SEVEN victims have described a lifetime of pain and suffering they have endured after they were targeted by a paedophile teacher who abused them at their most vulnerable time as children more than 40 years ago.
The former students of Ben Venue Public School recounted their experiences from the 1960s and ’70s in Armidale District Court on Friday.
They told of the profound impact of the abuse they suffered at the hands of former teacher John G Ferris: a childhood robbed from them, a lifetime of blaming themselves and decades living with a nightmare that was a secret.

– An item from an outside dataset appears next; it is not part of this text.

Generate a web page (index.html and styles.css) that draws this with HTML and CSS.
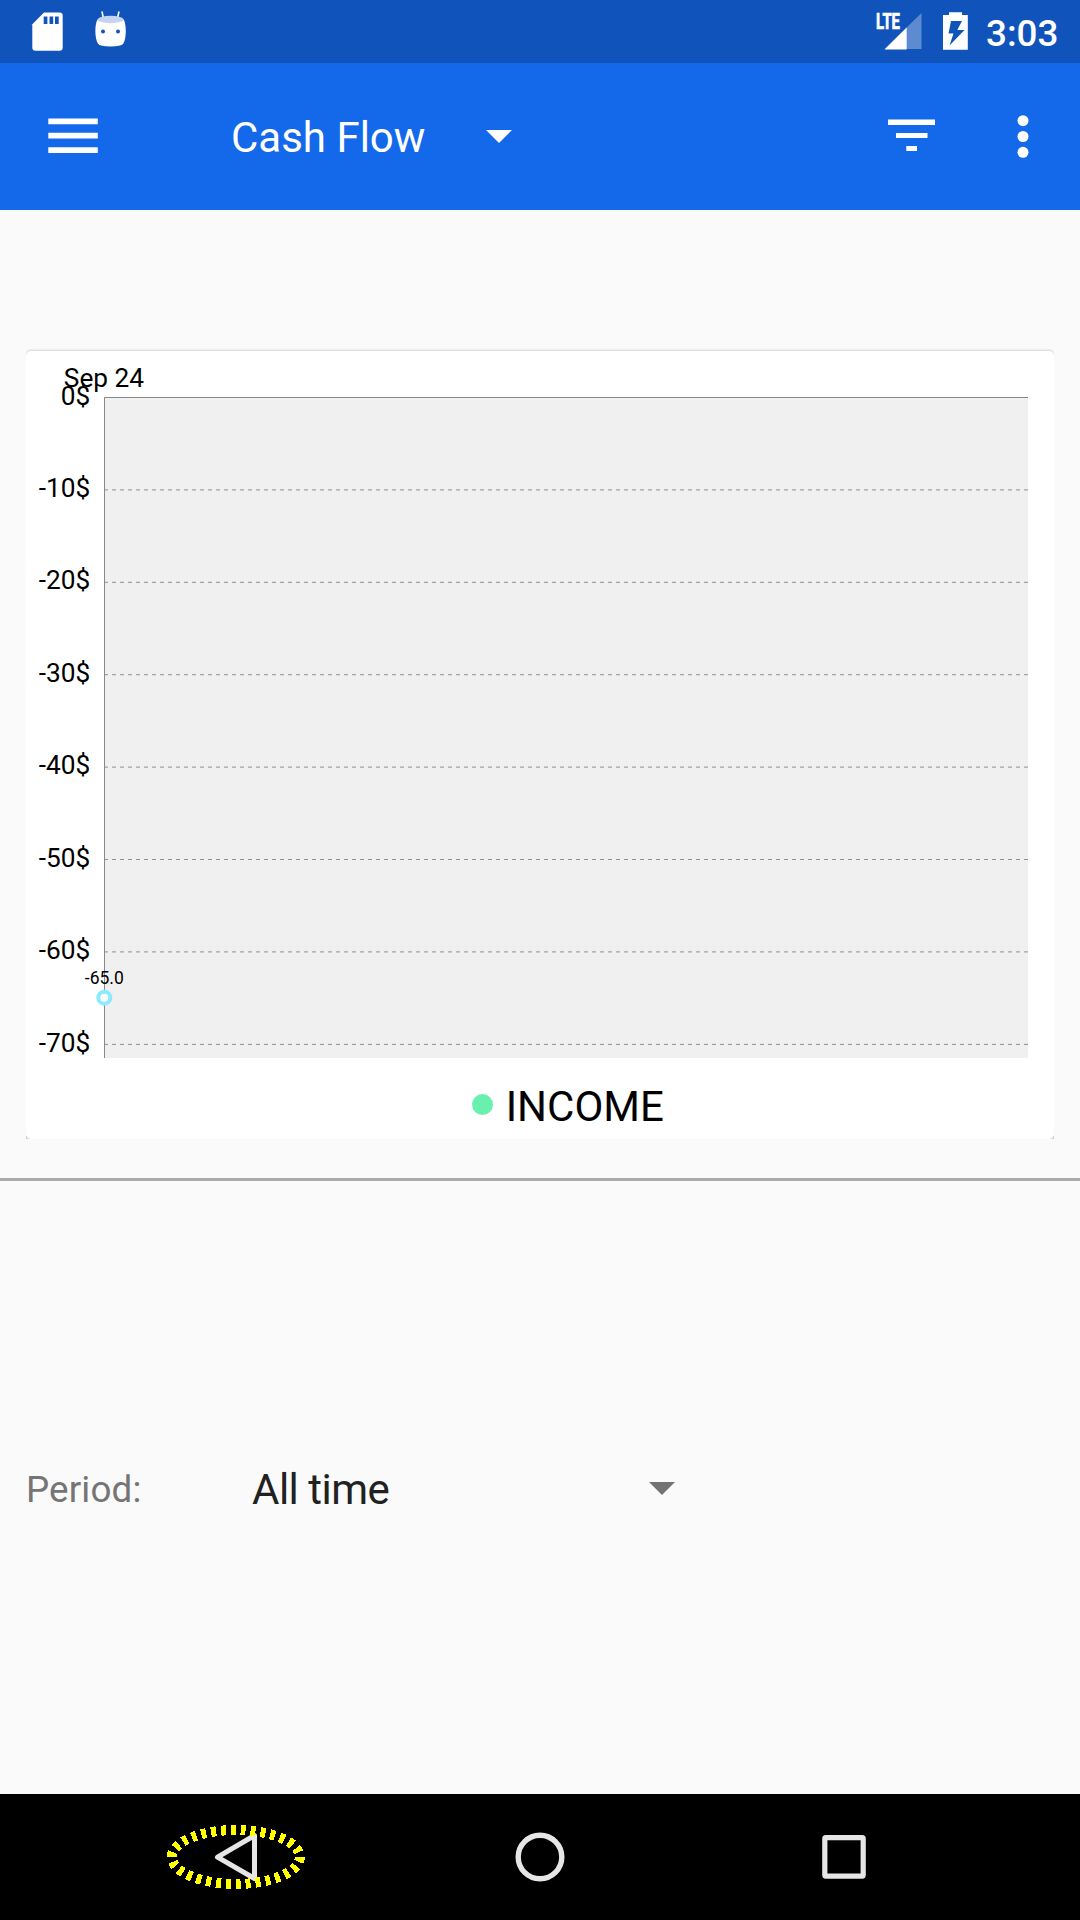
FILE: index.html
```html
<!DOCTYPE html>
<html lang="en">
<head>
<meta charset="utf-8">
<title>Cash Flow</title>
<link rel="stylesheet" href="styles.css">
</head>
<body>
<div class="screen">
  <header class="status-bar">
    <svg class="status-left" width="140" height="63" viewBox="0 0 140 63">
      <path fill="#fff" d="M44 12.5H59.500Q62.700 12.500 62.700 15.700V47.500Q62.700 50.700 59.500 50.700H35.500Q32.300 50.700 32.300 47.500V24.300Z"/>
      <path fill="#1054bb" d="M43.700 16.500h3.700v7.500h-3.700zM49.500 16.500h3.700v7.500h-3.700zM55 16.500h3.700v7.500h-3.700z"/>
      <path d="M102 11.500L103.400 18.500M119 11.500L117.400 18.500" stroke="#fff" stroke-width="1.600"/>
      <path fill="#fff" d="M97.600 19.500C94.500 24 94.600 38.500 98 43.800Q100 46.500 110.500 46.500Q121 46.500 123.200 43.800C126.600 38.500 126.500 24 123.600 19.500Z"/>
      <ellipse cx="110.600" cy="19.500" rx="13" ry="3.700" fill="#c4d4ee"/>
      <circle cx="103" cy="31.500" r="2" fill="#1054bb"/>
      <circle cx="118" cy="31.500" r="2" fill="#1054bb"/>
    </svg>
    <svg class="status-right" width="110" height="63" viewBox="870 0 110 63">
      <path d="M921.500 13V49H884.500Z" fill="#fff" fill-opacity=".32"/>
      <path d="M906.700 27.500V49.500H884.500Z" fill="#fff"/>
      <text class="lte" x="876" y="29" textLength="24" lengthAdjust="spacingAndGlyphs">LTE</text>
      <path fill="#fff" fill-rule="evenodd" d="M949 12.300H962V15H967.800V49.700H943V15H949ZM951 21H962L957.300 30H964.500L949.500 45.500L953.500 33.500H948.500Z"/>
    </svg>
    <span class="clock">3:03</span>
  </header>
  <nav class="toolbar">
    <svg class="menu" width="50" height="36" viewBox="0 0 50 36"><path fill="#fff" d="M.300 .500h49.500v5.800H.300zM.300 14.800h49.500v5.700H.300zM.300 29.200h49.500v5.700H.300z"/></svg>
    <span class="title">Cash Flow</span>
    <svg class="caret" width="26" height="13" viewBox="0 0 26 13"><path fill="#fff" d="M0 0H26L13 13Z"/></svg>
    <svg class="filter" width="47" height="33" viewBox="0 0 47 33"><path fill="#fff" d="M0 .600h47v5.500H0zM8 14h31.500v5H8zM18.300 27h10.700v5H18.300z"/></svg>
    <svg class="more" width="12" height="44" viewBox="0 0 12 44"><g fill="#fff"><circle cx="6" cy="5.700" r="5.500"/><circle cx="6" cy="21.500" r="5.500"/><circle cx="6" cy="37.300" r="5.500"/></g></svg>
  </nav>
  <main class="content">
    <section class="card">
      <svg class="chart" width="1028" height="788" viewBox="26 351 1028 788">
        <rect x="104" y="397" width="924" height="661" fill="#f0f0f0"/>
        <g class="grid">
          <path d="M104 489.900H1028"/>
          <path d="M104 582.300H1028"/>
          <path d="M104 674.700H1028"/>
          <path d="M104 767.100H1028"/>
          <path d="M104 859.500H1028"/>
          <path d="M104 951.900H1028"/>
          <path d="M104 1044.400H1028"/>
        </g>
        <path d="M104.500 1058V397.500H1028" fill="none" stroke="#888" stroke-width="1"/>
        <g class="axis-labels">
          <text x="90.300" y="405">0$</text>
          <text x="90.300" y="497">-10$</text>
          <text x="90.300" y="589">-20$</text>
          <text x="90.300" y="682">-30$</text>
          <text x="90.300" y="774">-40$</text>
          <text x="90.300" y="867">-50$</text>
          <text x="90.300" y="959">-60$</text>
          <text x="90.300" y="1052">-70$</text>
        </g>
        <text class="date-label" x="104" y="387">Sep 24</text>
        <circle cx="104.300" cy="997.700" r="6" fill="#fff" stroke="#8ceaff" stroke-width="4"/>
        <text class="value-label" x="104.300" y="984">-65.0</text>
        <circle cx="482.500" cy="1104.600" r="10.500" fill="#69f0ae"/>
        <text class="legend" x="505.700" y="1121">INCOME</text>
        <path d="M26 1135V1139H30Q27 1138 26 1135ZM1054 1135V1139H1050Q1053 1138 1054 1135Z" fill="#d0d0d0"/>
      </svg>
    </section>
    <hr class="divider">
    <section class="period-row">
      <span class="period-label">Period:</span>
      <span class="period-value">All time</span>
      <svg class="period-caret" width="26" height="13" viewBox="0 0 26 13"><path fill="#737373" d="M0 0H26L13 13Z"/></svg>
    </section>
  </main>
  <footer class="nav-bar">
    <svg width="1080" height="126" viewBox="0 1794 1080 126" fill="none">
      <path d="M254.500 1835.500V1878.500L217.500 1857.200Z" stroke="#e6e6e6" stroke-width="5" stroke-linejoin="round"/>
      <circle cx="540" cy="1857" r="21.800" stroke="#e6e6e6" stroke-width="5.400"/>
      <rect x="824.800" y="1837.700" width="38.400" height="38.400" rx="1" stroke="#e6e6e6" stroke-width="5.200"/>
      <ellipse cx="235.800" cy="1857" rx="64" ry="27" pathLength="300" stroke="#ff0" stroke-width="10" stroke-dasharray="5 5" shape-rendering="crispEdges"/>
    </svg>
  </footer>
</div>
</body>
</html>
```

FILE: styles.css
```css
* { box-sizing: border-box; }
body { margin: 0; font-family: Roboto, sans-serif; background: #fafafa; }
svg { display: block; flex: none; }
.screen { width: 1080px; height: 1920px; display: flex; flex-direction: column; overflow: hidden; }
.status-bar { height: 63px; flex: none; display: flex; background: #1054bb; color: #fff; }
.status-right { margin-left: 730px; }
.clock { margin-left: 6px; font-size: 36.75px; font-weight: 500; line-height: 68px; }
.lte { font: bold 21.5px Roboto, sans-serif; fill: #fff; stroke: #fff; stroke-width: .7px; }
.toolbar { height: 147px; flex: none; display: flex; align-items: flex-start; padding-left: 48px; background: #1469eb; color: #fff; }
.menu { margin-top: 55px; }
.title { width: 200px; margin: 50px 0 0 133px; font-size: 42px; line-height: 50px; white-space: nowrap; }
.caret { margin: 67px 0 0 55px; }
.filter { margin: 56px 0 0 376px; }
.more { margin: 52px 0 0 81.500px; }
.content { flex: 1; display: flex; flex-direction: column; }
.card { width: 1028px; height: 788px; margin: 141px 26px 0; flex: none; background: #fff; border-radius: 5px 5px 0 0; box-shadow: 0 -1px 2px rgba(0, 0, 0, .16); clip-path: inset(-4px 0 0 0); }
.grid path { fill: none; stroke: #909090; stroke-width: 1; stroke-dasharray: 4 4; }
.axis-labels { font-size: 26.25px; text-anchor: end; }
.date-label { font-size: 26.25px; text-anchor: middle; }
.value-label { font-size: 17.5px; text-anchor: middle; }
.legend { font-size: 42px; }
.divider { width: 100%; height: 3px; margin: 39px 0 0; border: 0; flex: none; background: #aaa; }
.period-row { display: flex; align-items: flex-start; margin-top: 283px; padding-left: 26px; }
.period-label { width: 226px; margin-top: 4px; font-size: 36.75px; line-height: 44px; letter-spacing: .15px; color: #757575; }
.period-value { width: 397px; margin-top: 1px; font-size: 42px; line-height: 50px; letter-spacing: -.5px; color: #212121; }
.period-caret { margin-top: 18px; }
.nav-bar { height: 126px; flex: none; background: #000; }
```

“What he did to me was disgusting and it was wrong on every level; it was illegal and immoral,” an emotional victim, now aged 49, told the court.
“I blamed myself, believing I had done the wrong thing all these years.”
Ferris is awaiting sentence for 16 offences of kidnapping for advantage, lewdness and indecent assault, with Judge Stephen Hanley to take into account another nine charges.
As tears streamed down their faces, the court heard the ordeals each of Ferris’s victims had lived with since they were abused on school grounds in Armidale.
“He deliberately manipulated me ... in a place where I had the right to feel safe – my school,” another victim told the court, recounting how she was targeted at the age of 11.
“This abuse robbed me of the adult I could have been.”
The court heard Ferris targeted the young girls when they were in the gymnastics class or even called their names out over the school intercom loudspeaker, ordering the children to present to the office.
They were called under the pretext they had done something wrong, but it would be in fact him who would lock the doors and abuse his vulnerable students.
“I feel the innocence of my childhood was taken from me,” a close confidant detailed on behalf of a fourth victim of Ferris.
“I was groomed and manipulated by Mr Ferris.”
Ferris made admissions to the charges in an interview with police and pleaded guilty at the earliest opportunity before he was committed for sentence.
He remains in prison and, on Friday, for the first time, he learnt of the life sentence he had given his victims.
“My life has contained excruciating secrecy,” another victim said, saying she had spent years trying to reclaim the “life that was taken from me”.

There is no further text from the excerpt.